## [DIRECTIONS]
Set out every line bearing the string "components".

-- START MATERIAL --

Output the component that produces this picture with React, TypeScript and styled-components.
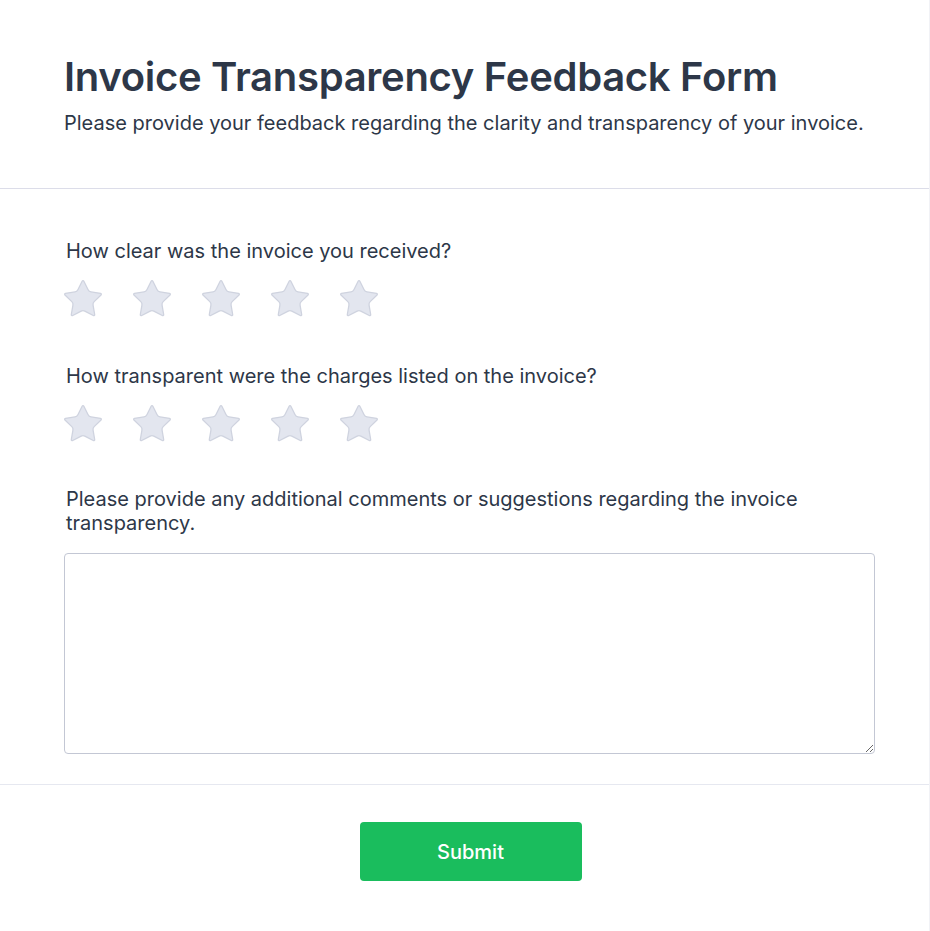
import React from "react";
import styled, { createGlobalStyle } from "styled-components";
import { Star } from "lucide-react";

const Global = createGlobalStyle`
  html, body { margin: 0; padding: 0; background: #ffffff; }
  body { font-family: Inter, "Noto Sans", sans-serif; color: #2d3748; }
  * { box-sizing: border-box; }
`;

const Card = styled.div`
  width: 930px;
  min-height: 931px;
  background: #fff;
  border-right: 1px solid #f1f2f6;
`;

const Header = styled.header`
  padding: 53px 64px 51px;
  border-bottom: 1px solid #dcdde9;
`;

const Title = styled.h1`
  margin: 0;
  font-size: 40px;
  line-height: 48px;
  font-weight: 600;
  color: #2d3748;
  letter-spacing: -0.3px;
`;

const Subtitle = styled.p`
  margin: 8px 0 0;
  font-size: 20px;
  line-height: 28px;
  font-weight: 400;
  color: #2d3748;
`;

const Form = styled.form`
  padding: 50px 54px 30px 64px;
  border-bottom: 1px solid #e6e8f0;
`;

const Question = styled.div<{ $after?: number }>`
  margin-bottom: ${(p) => p.$after ?? 0}px;
`;

const Label = styled.label`
  display: block;
  padding-left: 2px;
  font-size: 20px;
  line-height: 24px;
  font-weight: 400;
  color: #2d3748;
`;

const Stars = styled.div`
  display: flex;
  gap: 25px;
  margin-top: 14px;
  margin-left: -3px;
`;

const StarButton = styled.button`
  border: 0;
  background: none;
  padding: 0;
  display: flex;
  cursor: pointer;
`;

const TextArea = styled.textarea`
  display: block;
  width: 100%;
  height: 201px;
  margin-top: 18px;
  border: 1px solid #c3c7d4;
  border-radius: 4px;
  font-family: inherit;
  font-size: 16px;
  padding: 8px 12px;
  resize: vertical;
`;

const Footer = styled.div`
  display: flex;
  justify-content: center;
  padding: 37px 0 50px;
`;

const Submit = styled.button`
  width: 222px;
  height: 59px;
  margin-left: 12px;
  border: 0;
  border-radius: 4px;
  background: #1abd5d;
  color: #fff;
  font-family: inherit;
  font-size: 20px;
  font-weight: 500;
  cursor: pointer;
`;

const StarRow: React.FC = () => (
  <Stars>
    {[0, 1, 2, 3, 4].map((i) => (
      <StarButton key={i} type="button" aria-label={`${i + 1} star`}>
        <Star size={44} fill="#e3e6ef" color="#cfd3df" strokeWidth={0.7} />
      </StarButton>
    ))}
  </Stars>
);

export default function App() {
  return (
    <Card>
      <Global />
      <Header>
        <Title>Invoice Transparency Feedback Form</Title>
        <Subtitle>Please provide your feedback regarding the clarity and transparency of your invoice.</Subtitle>
      </Header>
      <Form onSubmit={(e) => e.preventDefault()}>
        <Question $after={43}>
          <Label>How clear was the invoice you received?</Label>
          <StarRow />
        </Question>
        <Question $after={41}>
          <Label>How transparent were the charges listed on the invoice?</Label>
          <StarRow />
        </Question>
        <Question>
          <Label>Please provide any additional comments or suggestions regarding the invoice transparency.</Label>
          <TextArea />
        </Question>
      </Form>
      <Footer>
        <Submit type="button">Submit</Submit>
      </Footer>
    </Card>
  );
}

-- END MATERIAL --

## [RESULT OF THIS TASK]
Output the component that produces this picture with React, TypeScript and styled-components.
import styled, { createGlobalStyle } from "styled-components";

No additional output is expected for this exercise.